Nichts ist mehr da. Und doch ist noch ALLES da: die geistige Kraft.
Und abermals und auch dieses Mal ganz nebenbei: hierin liegt eindeutig seit gut 3000 Jahren der sehr individuelle rote Faden der Geschichte des jüdischen Volkes.
Dieser Faden ist in der Zeit der schicksalhaften Begegnung der römischen Zivilisation mit der jüdischen Welt auch gut erkennbar. Es geschieht bekannterweise ganz was Ähnliches. Das Ende dieses Zusammenstoßes hat der bekannte Historiker Theodor Mommsen so zusammengefasst: „Wenn die Legionen Jerusalem zerstören konnten, das Judentum selbst konnten sie nicht zerstören.“ Klar erkennbar ist auch in diesem Falle die eingangs erwähnte Wiederholungsneigung historischer Abläufe.
So reiht sich in die keineswegs automatische oder gesetzmäßige aber doch auffällige Neigung auch die jetzige geopolitische und militärisch-strategische Situation ein, die sich in den letzten Jahren im Nahen und Mittleren Osten herausgebildet hat. Natürlich kann man die geopolitische Großwetterlage von heute in dieser Region mit jener zur Zeit Nebukadnezars nicht wirklich miteinander vergleichen.

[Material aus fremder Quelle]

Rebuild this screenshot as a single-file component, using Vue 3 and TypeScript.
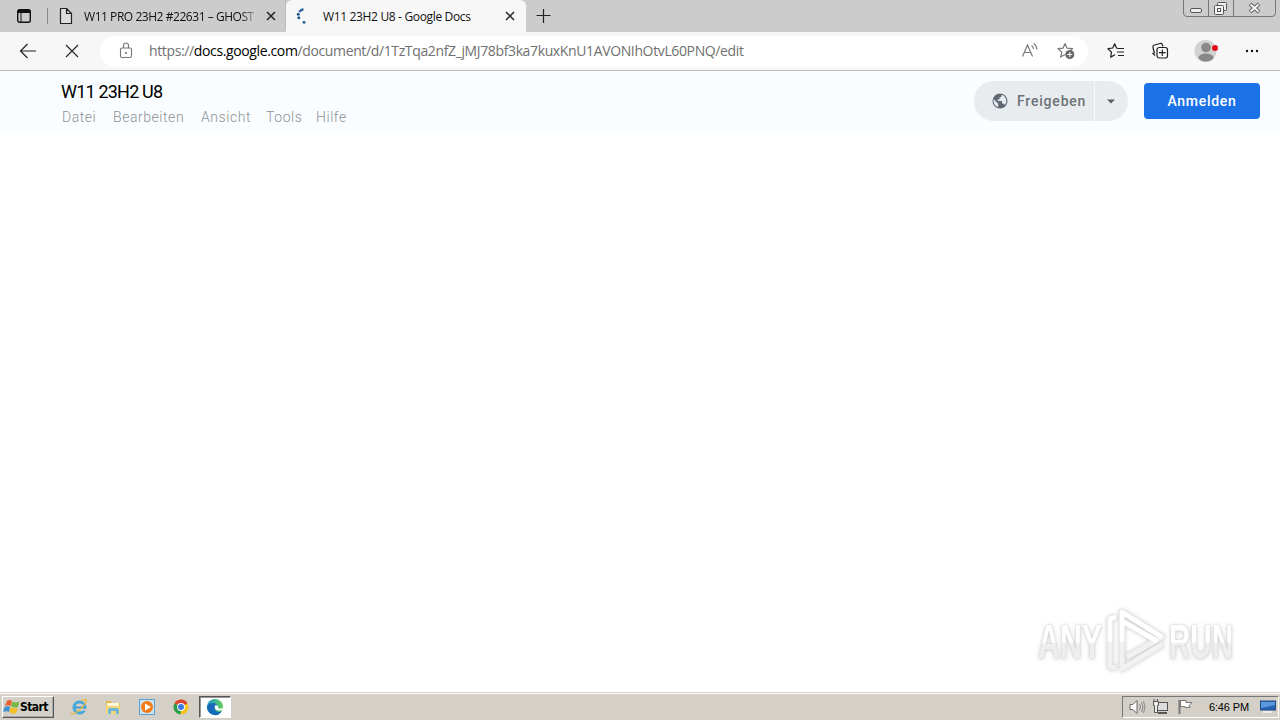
<template>
  <div class="screen">
    <header class="tab-strip">
      <div class="tab-actions">
        <svg width="16" height="16" viewBox="0 0 16 16">
          <rect x="1.7" y="1.7" width="12.6" height="12.6" rx="2" fill="none" stroke="#111" stroke-width="1.4" />
          <path d="M2 2h12v2.5H2z" fill="#111" stroke="#111" /><path d="M5 5v9" stroke="#111" />
        </svg>
      </div>
      <div class="tab tab-idle">
        <svg class="tab-icon" width="16" height="18" viewBox="0 0 16 18">
          <path d="M2.5 1.5h6l5 5v10h-11zM8.5 1.5v5h5" fill="#ddd" stroke="#222" stroke-width="1.2" stroke-linejoin="round" />
        </svg>
        <span class="tab-title first">W11 PRO 23H2 #22631 – GHOST</span>
        <svg class="tab-close" width="10" height="10" viewBox="0 0 10 10"><path d="M1 1l8 8M9 1L1 9" stroke="#222" stroke-width="1.5" /></svg>
      </div>
      <div class="tab tab-active">
        <svg class="tab-icon" width="16" height="18" viewBox="0 0 16 18">
          <path d="M9.5 2.2Q6.5 2.7 5.3 5" fill="none" stroke="#30679b" stroke-width="2.5" />
          <circle cx="4.3" cy="7.3" r="1.5" fill="#245887" />
          <circle cx="4.8" cy="10.8" r="1.5" fill="#245887" />
          <circle cx="10" cy="15.3" r="1.5" fill="#2d6899" />
        </svg>
        <span class="tab-title second">W11 23H2 U8 - Google Docs</span>
        <svg class="tab-close" width="10" height="10" viewBox="0 0 10 10"><path d="M1 1l8 8M9 1L1 9" stroke="#222" stroke-width="1.5" /></svg>
      </div>
      <svg class="new-tab" width="16" height="16" viewBox="0 0 16 16"><path d="M7.5 1v14M.5 7.5h14" stroke="#222" stroke-width="1.2" /></svg>
      <div class="window-controls">
        <svg width="94" height="18" viewBox="0 0 94 18">
          <path d="M.5 0v13q0 3.5 3.5 3.5h85q3.5 0 3.5-3.5V0M25.5 0v16M50.5 0v16" fill="none" stroke="#777" />
          <rect x="7.5" y="8.5" width="11" height="4" rx="1.5" fill="#eee" stroke="#555" />
          <rect x="34.5" y="2.5" width="9" height="8" rx="1" fill="#eee" stroke="#555" />
          <rect x="31.5" y="5.5" width="9" height="9" rx="1" fill="#f3f3f3" stroke="#555" />
          <rect x="34.5" y="8.5" width="3" height="3" fill="#fff" stroke="#555" />
          <path d="M67 4l9 8M76 4l-9 8" stroke="#666" stroke-width="4" />
          <path d="M67.5 4.5l8 7M75.5 4.5l-8 7" stroke="#f4f4f4" stroke-width="2" />
        </svg>
      </div>
    </header>

    <nav class="toolbar">
      <svg class="back" width="18" height="16" viewBox="0 0 18 16"><path d="M17 8H1.5M8.5 1l-7 7 7 7" fill="none" stroke="#222" stroke-width="1.2" /></svg>
      <svg class="stop" width="14" height="14" viewBox="0 0 14 14"><path d="M1 1l12 12M13 1L1 13" stroke="#222" stroke-width="1.1" /></svg>
      <div class="address">
        <svg class="lock" width="14" height="18" viewBox="0 0 14 18">
          <rect x="1.5" y="6" width="11" height="9.5" rx="1.5" fill="none" stroke="#777" stroke-width="1.1" />
          <path d="M4.5 6V3.5q0-2.5 2.5-2.5t2.5 2.5V6" fill="none" stroke="#777" stroke-width="1.1" />
          <circle cx="7" cy="11" r="1" fill="#666" />
        </svg>
        <span class="url">https://<b>docs.google.com</b>/document/d/1TzTqa2nfZ_jMJ78bf3ka7kuxKnU1AVONIhOtvL60PNQ/edit</span>
        <svg class="read-aloud" width="18" height="18" viewBox="0 0 18 18">
          <path d="M1.5 14.5L6.5 3l5 11.5M3.3 10.5h6.4M10.5 3.5q1.8 1.2 2 3.5M12.5 1.5q3.3 2 3.3 6" fill="none" stroke="#777" stroke-width="1.2" />
        </svg>
        <svg class="add-star" width="19" height="18" viewBox="0 0 19 18">
          <path d="M8 1.5l2 4.7 5.5.5-3 2.8M8 1.5L6 6.2l-5 .5 3.800 3.400-1.200 5 4.400-2.500" fill="none" stroke="#777" stroke-width="1.2" stroke-linejoin="round" />
          <circle cx="12.8" cy="12.5" r="4.5" fill="#666" /><path d="M12.8 10v5M10.3 12.5h5" stroke="#fff" />
        </svg>
      </div>
      <svg class="favorites" width="18" height="18" viewBox="0 0 18 18">
        <path d="M11 6.5L9.5 6 7.7 1.8 5.7 6 1 6.7l3.5 3.4-.8 5L8 12.8M11 6.5h6M10 10h7M11 13.5h6" fill="none" stroke="#222" stroke-width="1.2" stroke-linejoin="round" />
      </svg>
      <svg class="collections" width="18" height="18" viewBox="0 0 18 18">
        <path d="M3.5 11.5L2 5.5Q1.5 3.5 3.5 3L9 1.5q2-.5 2.5 1.5L12 4.5M4 13.5L1.5 11" fill="none" stroke="#222" stroke-width="1.2" />
        <rect x="6" y="5.5" width="10.5" height="10.5" rx="2.2" fill="#f7f7f7" stroke="#222" stroke-width="1.2" />
        <path d="M11.3 7.5v6.5M8 10.7h6.6" stroke="#222" stroke-width="1.2" />
      </svg>
      <svg class="profile" width="24" height="24" viewBox="0 0 24 24">
        <circle cx="11.5" cy="12" r="11" fill="#d1d3d0" />
        <circle cx="12" cy="8.5" r="4.8" fill="#888" /><ellipse cx="12" cy="18.5" rx="7.5" ry="4" fill="#888" />
        <circle cx="21" cy="9" r="3" fill="#e00b18" />
      </svg>
      <svg class="more" width="14" height="4" viewBox="0 0 14 4"><circle v-for="x in [2, 7, 12]" :key="x" :cx="x" cy="2" r="1.2" fill="#111" /></svg>
    </nav>

    <main class="docs">
      <div class="docs-header">
        <div class="document-info">
          <div class="document-title">W11 23H2 U8</div>
          <div class="menu">
            <span v-for="item in menuItems" :key="item.label" :style="{ width: item.width + 'px' }">{{ item.label }}</span>
          </div>
        </div>
        <div class="share">
          <svg class="globe" width="16" height="16" viewBox="0 0 16 16">
            <circle cx="8" cy="8" r="7.5" fill="#5f6873" />
            <path d="M1.5 6l4.7 4.7v3.5Q2 13 1.5 8zM9.5 1.7Q10 4 7.5 4.5v2H5.7V8H10v2.5h1.5l1.3 1.5q2-2 1.5-5-.8-4-4.8-5.3z" fill="#e9ecef" />
          </svg>
          <span class="share-label">Freigeben</span>
          <span class="share-arrow"><svg width="8" height="5" viewBox="0 0 8 5"><path d="M0 .5h8L4 4.5z" fill="#565e65" /></svg></span>
        </div>
        <button class="sign-in">Anmelden</button>
      </div>
      <svg class="watermark" width="200" height="68" viewBox="0 0 200 68">
        <defs>
          <linearGradient id="mark" x1="0" y1="0" x2="0" y2="1">
            <stop offset="52%" stop-color="#fff" /><stop offset="55%" stop-color="#eee" />
          </linearGradient>
        </defs>
        <g class="mark-letters" fill="url(#mark)">
          <text x="2" y="51" textLength="64" lengthAdjust="spacingAndGlyphs">ANY</text>
          <text x="133" y="51" textLength="64" lengthAdjust="spacingAndGlyphs">RUN</text>
        </g>
        <g class="mark-shape" fill="none" stroke-linejoin="round">
          <path d="M80 10l-6 2v48l6 1M86 59V5l40 25-35 20M86 14l35 20M84 63l43-26" stroke="#ddd" stroke-width="6" />
          <path d="M80 10l-6 2v48l6 1M86 59V5l40 25-35 20M86 14l35 20M84 63l43-26" stroke="#f1f1f1" stroke-width="5" />
          <path d="M80 10l-6 2v23M86 35V5l40 25M86 14l35 20" stroke="#fff" stroke-width="4.5" />
        </g>
      </svg>
    </main>

    <footer class="taskbar">
      <div class="start">
        <svg width="17" height="18" viewBox="0 0 17 18">
          <path d="M4 3q3-2 5 0L7.500 8Q5 6.500 2 8z" fill="#e9602d" /><path d="M9.500 3.500q3 2 7 0L15 9q-3.500 1.500-7-1z" fill="#78b843" />
          <path d="M1.800 8.800q3-1 5.500 0L5.800 14Q3 12.500 0 14z" fill="#3e91d4" /><path d="M7.800 9q3 2 7 1l-1.500 5q-3.500 1.500-7-1z" fill="#f4bd20" />
        </svg>
        <span>Start</span>
      </div>
      <div class="launchers">
        <svg width="18" height="18" viewBox="0 0 18 18">
          <circle cx="9.5" cy="9.5" r="5.5" fill="none" stroke="#43a9dc" stroke-width="3" /><path d="M5 9.5h11" stroke="#3b9bce" stroke-width="2" />
          <path d="M2 15Q0 18 6 14.5T16 4q2-4-5-1" fill="none" stroke="#e9b83b" stroke-width="1.3" />
          <path d="M12 10.8h5v1.7h-5z" fill="#d4d0c8" />
        </svg>
        <svg width="18" height="18" viewBox="0 0 18 18">
          <path d="M2 3h5l1 2h8v11H2z" fill="#e2b850" /><path d="M3 5h12v4H3z" fill="#fff8d6" /><path d="M2 8h14v8H2z" fill="#f3d778" />
          <path d="M4 16v-4q0-2 2-2h7q2 0 2 2v4h-3v-3H7v3z" fill="#6eb7dc" />
        </svg>
        <svg width="18" height="18" viewBox="0 0 18 18">
          <rect x="1.5" y="1.5" width="15" height="15" fill="#c9e2f4" stroke="#5ba1ce" /><circle cx="9" cy="9" r="6" fill="#f47c16" />
          <path d="M7 5.5l6 3.5-6 3.5z" fill="#fff" />
        </svg>
        <svg width="18" height="18" viewBox="0 0 18 18">
          <circle cx="9" cy="9" r="7.5" fill="#f6c51d" /><path d="M9 9L2.5 5.25A7.5 7.5 0 0 1 15.5 5.25z" fill="#df4335" />
          <path d="M9 9L2.5 5.25A7.5 7.5 0 0 0 8.5 16.5z" fill="#279b50" /><circle cx="9" cy="9" r="4" fill="#fff" /><circle cx="9" cy="9" r="3" fill="#3e7be0" />
        </svg>
      </div>
      <div class="edge-task">
        <svg width="18" height="18" viewBox="0 0 18 18">
          <defs><linearGradient id="edge"><stop stop-color="#1799d4" /><stop offset="1" stop-color="#65cd55" /></linearGradient></defs>
          <circle cx="9" cy="9" r="8" fill="url(#edge)" />
          <path d="M1 9q1-4 6-4 4 0 4 3-5 1-1 5 3 2 6 0-3 5-8 4-7-2-7-8z" fill="#1669b8" />
          <path d="M9.5 7q-2 3 1 5 3 1 6 0L17 10q-3 1-5 0 1-2-2.5-3z" fill="#fff" />
        </svg>
      </div>
      <div class="tray">
        <svg class="speaker" width="18" height="18" viewBox="0 0 18 18">
          <path d="M2 6.5h3l4-4v13l-4-4H2z" fill="#fff" stroke="#666" /><path d="M11.5 6q2 3 0 6M13.5 4q3 5 0 10M15.5 3q3 6 0 12" fill="none" stroke="#888" />
        </svg>
        <svg class="network" width="18" height="18" viewBox="0 0 18 18">
          <rect x="4.5" y="4.5" width="11" height="8" fill="#ddd" stroke="#555" /><path d="M6 15h9" stroke="#555" stroke-width="2" />
          <path d="M2 1v3M5.5 1v3M1.5 3.5h5v4h-1v7h-3v-7h-1z" fill="#eee" stroke="#555" />
        </svg>
        <svg class="flag" width="18" height="18" viewBox="0 0 18 18">
          <path d="M3.5 2v14" stroke="#777" stroke-width="2" /><path d="M4.5 2.5H10v2h6l-3 3 1 2H9v-1H4.5z" fill="#fff" stroke="#777" />
        </svg>
        <time>6:46 PM</time>
        <svg class="display" width="16" height="14" viewBox="0 0 16 14">
          <rect x=".5" y="1" width="15" height="9" fill="#2764b5" stroke="#214d86" /><path d="M1 2h14v3L1 8z" fill="#5a98df" /><path d="M3 12h9" stroke="#eee" stroke-width="2" />
        </svg>
      </div>
    </footer>
  </div>
</template>

<script setup lang="ts">
interface MenuItem {
  label: string
  width: number
}

const menuItems: MenuItem[] = [
  { label: 'Datei', width: 51 },
  { label: 'Bearbeiten', width: 88 },
  { label: 'Ansicht', width: 65 },
  { label: 'Tools', width: 50 },
  { label: 'Hilfe', width: 32 }
]
</script>

<style>
body {
  margin: 0;
  overflow: hidden;
}
</style>

<style scoped>
* {
  box-sizing: border-box;
}

svg {
  display: block;
  flex: none;
}

.screen {
  width: 1280px;
  height: 720px;
  display: flex;
  flex-direction: column;
  overflow: hidden;
  background: #fff;
  font-family: "Open Sans", "Noto Sans", sans-serif;
}

.tab-strip {
  height: 32px;
  flex: none;
  display: flex;
  background: #ccc;
}

.tab-actions {
  width: 48px;
  padding: 8px 0 0 16px;
  border-right: 1px solid #888;
  height: 24px;
  border-image: linear-gradient(transparent 8px, #888 8px) 1;
}

.tab {
  height: 32px;
  display: flex;
  align-items: center;
  color: #111;
  font-size: 12px;
  white-space: nowrap;
}

.tab-idle {
  width: 238px;
  padding-left: 10px;
  border-right: 1px solid #bbb;
  border-bottom-right-radius: 5px;
}

.tab-active {
  width: 240px;
  padding-left: 8px;
  background: #f7f7f7;
  border-radius: 6px 6px 0 0;
}

.tab-title {
  overflow: hidden;
}

.first {
  width: 172px;
  margin-left: 10px;
  letter-spacing: -0.45px;
  mask-image: linear-gradient(90deg, #000 91%, transparent 102%);
}

.second {
  width: 172px;
  margin-left: 13px;
  letter-spacing: -0.34px;
}

.tab-close {
  margin-left: 10px;
}

.new-tab {
  margin: 8px 0 0 10px;
}

.window-controls {
  margin-left: auto;
  width: 97px;
}

.toolbar {
  height: 39px;
  flex: none;
  display: flex;
  align-items: center;
  background: #f7f7f7;
  border-bottom: 1px solid #b9b9b9;
}

.back {
  margin-left: 19px;
}

.stop {
  margin-left: 28px;
}

.address {
  width: 988px;
  height: 31px;
  margin-left: 21px;
  display: flex;
  align-items: center;
  background: #fff;
  border-radius: 16px;
}

.lock {
  margin-left: 19px;
}

.url {
  width: 870px;
  margin-left: 16px;
  color: #707070;
  font-size: 14px;
  line-height: 20px;
  letter-spacing: -0.37px;
  white-space: nowrap;
}

.url b {
  color: #000;
  font-weight: 400;
}

.read-aloud {
  margin-left: 2px;
}

.add-star {
  margin-left: 18px;
}

.favorites {
  margin-left: 19px;
}

.collections {
  margin-left: 26px;
}

.profile {
  margin-left: 25px;
}

.more {
  margin-left: 27px;
}

.docs {
  position: relative;
  height: 621px;
  flex: none;
  background: #fff;
}

.docs-header {
  height: 61px;
  display: flex;
  background: #fafdff;
  font-family: Roboto, sans-serif;
}

.document-info {
  width: 974px;
  padding: 10px 0 0 61px;
}

.document-title {
  height: 22px;
  color: #000;
  font-size: 18px;
  line-height: 22px;
  letter-spacing: -0.8px;
}

.menu {
  display: flex;
  margin-top: 5px;
  padding-left: 1px;
  color: #8c9297;
  font-size: 14px;
  font-weight: 300;
  line-height: 18px;
  letter-spacing: 0.55px;
}

.share {
  width: 154px;
  height: 40px;
  margin-top: 10px;
  display: flex;
  align-items: center;
  color: #6c7278;
  background: #e9ecee;
  border-radius: 20px;
  font-size: 14px;
  font-weight: 500;
}

.globe {
  margin-left: 18px;
}

.share-label {
  width: 77px;
  margin-left: 9px;
  letter-spacing: 0.8px;
}

.share-arrow {
  height: 40px;
  padding: 18px 0 0 12px;
  border-left: 1px solid #f8f9fa;
}

.sign-in {
  width: 116px;
  height: 36px;
  margin: 12px 0 0 16px;
  padding: 0;
  border: 0;
  border-radius: 4px;
  color: #fff;
  background: #1b72e8;
  font: 500 14px Roboto, sans-serif;
  letter-spacing: 0.7px;
}

.watermark {
  position: absolute;
  right: 44px;
  bottom: 17px;
  overflow: visible;
}

.mark-letters {
  font: 700 49px "Liberation Sans", sans-serif;
  filter: drop-shadow(0 0 1px #ccc) drop-shadow(0 1px 2px #ddd);
}

.mark-shape {
  filter: drop-shadow(0 0 2px #ccc);
}

.taskbar {
  height: 28px;
  flex: none;
  display: flex;
  align-items: center;
  background: #d4d0c8;
  border-top: 1px solid #d4d0c8;
  box-shadow: inset 0 1px #fff;
  font-family: "Liberation Sans", sans-serif;
}

.start {
  width: 52px;
  height: 22px;
  margin-left: 2px;
  display: flex;
  align-items: center;
  border: 1px solid;
  border-color: #fff #555 #555 #fff;
  box-shadow: inset -1px -1px #aaa;
  font: 700 12px "DejaVu Sans Condensed", "DejaVu Sans", sans-serif;
}

.start span {
  letter-spacing: -0.6px;
}

.launchers {
  display: flex;
  gap: 16px;
  margin-left: 16px;
}

.edge-task {
  width: 32px;
  height: 22px;
  margin-left: 9px;
  padding: 1px 0 0 6px;
  border: 1px solid;
  border-color: #555 #fff #fff #555;
  box-shadow: inset 1px 1px #999;
  background: #fff;
}

.tray {
  width: 157px;
  height: 22px;
  margin-left: auto;
  margin-right: 1px;
  display: flex;
  align-items: center;
  border: 1px solid;
  border-color: #777 #fff #fff #777;
}

.speaker {
  margin-left: 5px;
}

.network {
  margin-left: 6px;
}

.flag {
  margin-left: 6px;
}

.tray time {
  width: 41px;
  margin-left: 15px;
  font-size: 11px;
  letter-spacing: -0.15px;
  white-space: nowrap;
}

.display {
  margin-left: 10px;
}
</style>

Und trotzdem: die Töne aus jenen Gebieten, die einst Babylon beherrschte, insbesondere aber aus der Hauptstadt eines später entstandenes mächtigen Reiches in dieser Region, in Richtung Israel, sind mit dem Geist, aus dem heraus Nebukadnezar dann zur Tat schritt, nicht wesentlich wesensfremd. Das mächtige und militärisch enorm starke babylonische Reich „verspeiste“ genüsslich das zahlenmäßig kleine und militärisch lächerlich schwache jüdische Volk. Der Geist, der damals Babylon leitete, ist seit einer ganzen Weile wieder in dieser Weltregion präsent.
Heute, 2500 Jahre später, gestaltet sich die Situation indes anders. Die „Nachkommen“ Nebukadnezars und insbesondere die des anderen großen Reiches ostwärts des Euphrat und Tigris wären gut beraten, dem Säbelrasseln keine Taten folgen zu lassen.